Unlike Gilberto and Sinatra, the musical persona of Tom Waits was sufficient in a 1992 decision to grant him judgment on a false implied endorsement claim against a company that used a “copycat” singer, who imitated Waits’ distinctive raspy, gravelly singing style in a radio commercial praising snack-food products. Waits himself had never done commercials or endorsed any product; in fact, he believed strongly that musical artists should never do commercials. In that decision, the U.S. Court of Appeals for the Ninth Circuit found that Waits had a valid claim under California state law, where misappropriation of a singer’s distinctive voice was grounds for legal action (a spin-off of California’s broad right of publicity). On Waits’ false endorsement claim under the Lanham (Trademark) Act Section 43(a) (see box), the court held that “a celebrity whose endorsement of a product is implied through the imitation of a distinctive attribute of the celebrity’s identity […] has standing to sue for false endorsement.” Moreover, unlike with traditional false advertising claims, the celebrity need not be a competitor of the defendant. Finding that the jury had properly credited evidence of actual confusion between the stand-in singer and Waits himself, the court affirmed the judgment in favor of Waits.
 

The Lanham Act – Section 43(a)
Section 43(a) of the U.S. Lanham (Trademark) Act forbids false designations of origin, false descriptions, and dilution. It covers false implied endorsement in the following terms:

Any person who, in connection with any goods or services… uses in commerce any word, term, name, symbol, or device…or any false or misleading description …or representation of fact, which is likely to cause confusion … or to deceive as to the affiliation, connection, or association of such person with another person, or as to the… sponsorship, or approval of his/her goods, services, or commercial activities by another person, shall be liable in a civil action by any person who believes that he/she is or is likely to be damaged by such act.

 

Misappropriation of a musical persona

Back in 1988, the Ninth Circuit had considered claims by singer Bette Midler for misappropriation of persona under California common law when a sound-alike performer was used in a commercial after Midler had refused to participate. Although the court rejected Midler’s separate California statutory publicity claim because the voice used was not her real voice, it ruled that the other vocal imitation claims were not preempted by copyright law because the “thing” misappropriated, namely her voice, was not itself copyrightable. 

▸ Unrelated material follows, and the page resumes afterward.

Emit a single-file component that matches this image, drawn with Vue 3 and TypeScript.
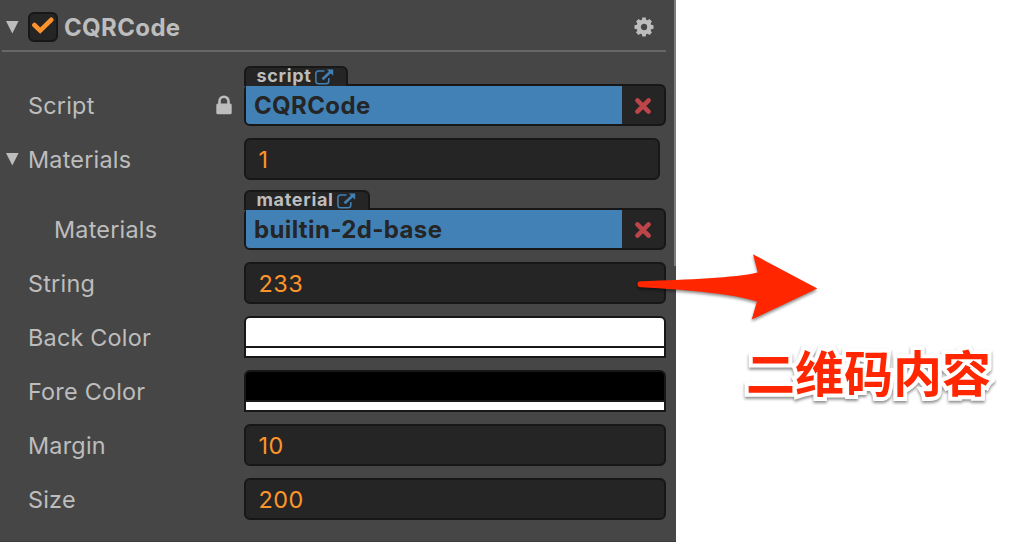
<script setup lang="ts">
interface Row {
  id: string
  label: string
  kind: 'asset' | 'value' | 'color'
  value: string
  type?: string
  locked?: boolean
  foldable?: boolean
  nested?: boolean
}

const rows: Row[] = [
  { id: 'script', label: 'Script', kind: 'asset', value: 'CQRCode', type: 'script', locked: true },
  { id: 'materials', label: 'Materials', kind: 'value', value: '1', foldable: true },
  { id: 'material', label: 'Materials', kind: 'asset', value: 'builtin-2d-base', type: 'material', nested: true },
  { id: 'string', label: 'String', kind: 'value', value: '233' },
  { id: 'back', label: 'Back Color', kind: 'color', value: 'white' },
  { id: 'fore', label: 'Fore Color', kind: 'color', value: 'black' },
  { id: 'margin', label: 'Margin', kind: 'value', value: '10' },
  { id: 'size', label: 'Size', kind: 'value', value: '200' },
]
</script>

<template>
  <main class="screen">
    <section class="panel">
      <header class="head">
        <svg class="fold" width="13" height="13" viewBox="0 0 13 13"><path d="M0 0H12.6L6.3 12.6Z" /></svg>
        <span class="check">
          <svg width="22" height="18" viewBox="0 0 22 18"><path d="M2.4 8L8.2 13.6L19.2 2.8" /></svg>
        </span>
        <h1 class="title">CQRCode</h1>
        <svg class="gear" width="20" height="20" viewBox="0 0 20 20">
          <g>
            <path v-for="n in 8" :key="n" :transform="`rotate(${n * 45} 10 10)`" d="M7.6 4L8.3 .5H11.7L12.4 4Z" />
          </g>
          <circle cx="10" cy="10" r="5.3" />
        </svg>
      </header>

      <div class="rows">
        <div v-for="row in rows" :key="row.id" class="row" :class="[row.id, { nested: row.nested }]">
          <div class="caption">
            <span class="gutter">
              <svg v-if="row.foldable" class="fold" width="13" height="13" viewBox="0 0 13 13"><path d="M0 0H12.6L6.3 12.6Z" /></svg>
            </span>
            <span class="label">{{ row.label }}</span>
            <svg v-if="row.locked" class="lock" width="16" height="20" viewBox="0 0 16 20">
              <rect x="0.3" y="8.5" width="15.4" height="10.7" rx="1.5" />
              <path d="M3.5 9V6.2a4.5 4.5 0 0 1 9 0V9" />
            </svg>
          </div>

          <div v-if="row.kind === 'asset'" class="asset">
            <span class="tab">
              <span class="type">{{ row.type }}</span>
              <svg width="19" height="16" viewBox="0 0 19 16">
                <path class="frame" d="M9.5 2H3.7A2.8 2.8 0 0 0 .9 4.8V12A2.8 2.8 0 0 0 3.7 14.8H11A2.8 2.8 0 0 0 13.8 12V9" />
                <path class="shaft" d="M7.5 10.2L15.6 2.8" />
                <path class="tip" d="M11.8 .5H18.2V6.8Z" />
              </svg>
            </span>
            <span class="name">{{ row.value }}</span>
            <span class="remove">
              <svg width="18" height="18" viewBox="0 0 18 18"><path d="M3.4 3.4L14.6 14.6M14.6 3.4L3.4 14.6" /></svg>
            </span>
          </div>
          <div v-else-if="row.kind === 'color'" class="swatch">
            <span class="tint" :class="row.value"></span>
            <span class="alpha"></span>
          </div>
          <div v-else class="value">{{ row.value }}</div>
        </div>
      </div>
      <span class="scroll"></span>
    </section>

    <svg class="arrow" width="200" height="90" viewBox="630 245 200 90">
      <path d="M640.5 281.2C690 279.500 734 278 757.8 272.5L753 254.3L817.3 288.6L751.7 319.5L757 301.6C735 294 690 290 640.5 287.2A3 3 0 0 1 640.5 281.2Z" />
    </svg>
    <p class="note">二维码内容</p>
  </main>
</template>

<style>
body {
  background: #fff;
}
</style>

<style scoped>
.screen {
  position: relative;
  width: 1014px;
  height: 542px;
  overflow: hidden;
  background: #fff;
  font-family: Inter, "Liberation Sans", sans-serif;
}
.panel {
  position: relative;
  box-sizing: border-box;
  width: 676px;
  height: 542px;
  background: #464646;
  border-bottom: 1px solid #3c3c3c;
  color: #bdbdbd;
}
.head {
  display: flex;
  align-items: center;
  box-sizing: border-box;
  height: 52px;
  margin: 0 10px 0 2px;
  padding: 2px 12.5px 0 4px;
  border-bottom: 2px solid #686868;
}
.fold {
  display: block;
  fill: #bdbdbd;
}
.head .fold {
  margin-top: 2px;
}
.check {
  display: grid;
  place-items: center;
  box-sizing: border-box;
  width: 30px;
  height: 30px;
  margin: 2px 0 0 9px;
  padding-bottom: 2px;
  border: 2px solid #171717;
  border-radius: 6px;
  background: #252525;
}
.check path {
  fill: none;
  stroke: #fd942b;
  stroke-width: 4.6;
  stroke-linecap: round;
}
.title {
  margin: 3px 0 0 6px;
  font-size: 24px;
  font-weight: 700;
  line-height: 30px;
  letter-spacing: 0.35px;
}
.gear {
  margin: 1px 0 0 auto;
  fill: #bdbdbd;
}
.gear circle {
  fill: none;
  stroke: #bdbdbd;
  stroke-width: 4.2;
}
.rows {
  display: flex;
  flex-direction: column;
  gap: 12px;
  padding: 32px 10px 0 0;
}
.row {
  display: grid;
  grid-template-columns: 244px 422px;
  height: 42px;
}
.row.materials .value {
  width: 416px;
}
.row.nested {
  margin-top: 16px;
}
.caption {
  display: flex;
  align-items: center;
  font-size: 23.4px;
  line-height: 42px;
  letter-spacing: 0.22px;
}
.label {
  padding-top: 2px;
  line-height: 40px;
}
.gutter {
  width: 22px;
  padding-left: 6px;
}
.nested .gutter {
  width: 48px;
}
.lock {
  margin: 0 12px 0 auto;
  fill: #bdbdbd;
}
.lock path {
  fill: none;
  stroke: #bdbdbd;
  stroke-width: 2.6;
}
.value,
.asset,
.swatch {
  box-sizing: border-box;
  height: 42px;
  border: 2px solid #171717;
  border-radius: 6px;
  background: #252525;
}
.value {
  padding-left: 12.5px;
  color: #fd942b;
  font-size: 23.4px;
  line-height: 39px;
  letter-spacing: 0.5px;
}
.asset {
  position: relative;
  display: flex;
}
.tab {
  position: absolute;
  left: -2px;
  top: -20px;
  display: flex;
  box-sizing: border-box;
  width: 104px;
  height: 20px;
  padding-left: 10.5px;
  border: 2px solid #171717;
  border-bottom: 0;
  border-radius: 6px 6px 0 0;
  background: #252525;
}
.material .tab {
  width: 126px;
}
.type {
  font-size: 18px;
  font-weight: 700;
  line-height: 16px;
  letter-spacing: 0.68px;
}
.tab svg {
  margin: 1px 0 0 3.5px;
}
.tab .frame {
  fill: none;
  stroke: #4281b6;
  stroke-width: 1.5;
}
.tab .shaft {
  stroke: #4281b6;
  stroke-width: 2.6;
}
.tab .tip {
  fill: #4281b6;
}
.name {
  width: 376px;
  box-sizing: border-box;
  padding-left: 8px;
  border-radius: 0 0 0 4px;
  background: #4281b6;
  color: #252525;
  font-size: 24px;
  font-weight: 700;
  line-height: 39px;
  letter-spacing: 0.36px;
}
.remove {
  display: grid;
  place-items: center;
  width: 42px;
  padding-top: 2px;
}
.remove path {
  stroke: #bd4448;
  stroke-width: 4.6;
  stroke-linecap: round;
}
.swatch {
  display: flex;
  flex-direction: column;
  border-radius: 6px 6px 0 0;
  overflow: hidden;
}
.tint {
  height: 28px;
  border-bottom: 2px solid #171717;
}
.tint.white {
  background: #fff;
}
.tint.black {
  background: #000;
}
.alpha {
  flex: 1;
  background: #fff;
}
.scroll {
  position: absolute;
  top: 0;
  right: 0;
  width: 2px;
  height: 266px;
  background: #7d7d7d;
}
.arrow {
  position: absolute;
  left: 630px;
  top: 245px;
  fill: #ff2600;
  filter: drop-shadow(0 2px 1.5px rgba(0, 0, 0, 0.45));
}
.note {
  position: absolute;
  left: 746px;
  top: 336px;
  margin: 0;
  color: #ff2600;
  font-family: "Noto Sans CJK SC", sans-serif;
  font-size: 49px;
  font-weight: 700;
  line-height: 70px;
  white-space: nowrap;
  paint-order: stroke fill;
  -webkit-text-stroke: 8px #fff;
  stroke-linejoin: round;
  filter: drop-shadow(0 2px 1.5px rgba(0, 0, 0, 0.45));
}
</style>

In 2006, in the Laws v. Sony Music Entertainment case, the Ninth Circuit clarified California’s common law for misappropriation claims and the interplay with copyright law, . [Recording artist Debra Laws sued Sony Music for misappropriation of her voice and invasion of privacy, complaining that Jennifer Lopez’ recording and video, All I Have sampled Laws’ recording, Very Special, without her consent.] The Court of Appeal held that Debra Laws’ state law claims were preempted by the federal Copyright Act because the claims were based only on reproductions of her songs, in which the artist’s voice was a part of a sound recording in a fixed, tangible medium, and so came within the subject matter of copyright.. The case did not, however, assert a false endorsement claim under the Lanham Act. The Laws court noted that, “in contrast to Midler and Waits, where the licensing party obtained only a license to the song and then imitated the artist’s voice, here Sony obtained a license [from the copyright holder, Electra Records] to use Laws’ recording itself. Sony was not imitating [the song] as Laws might have sung it. Rather, it used a portion of [the song] as sung by Debra Laws.” 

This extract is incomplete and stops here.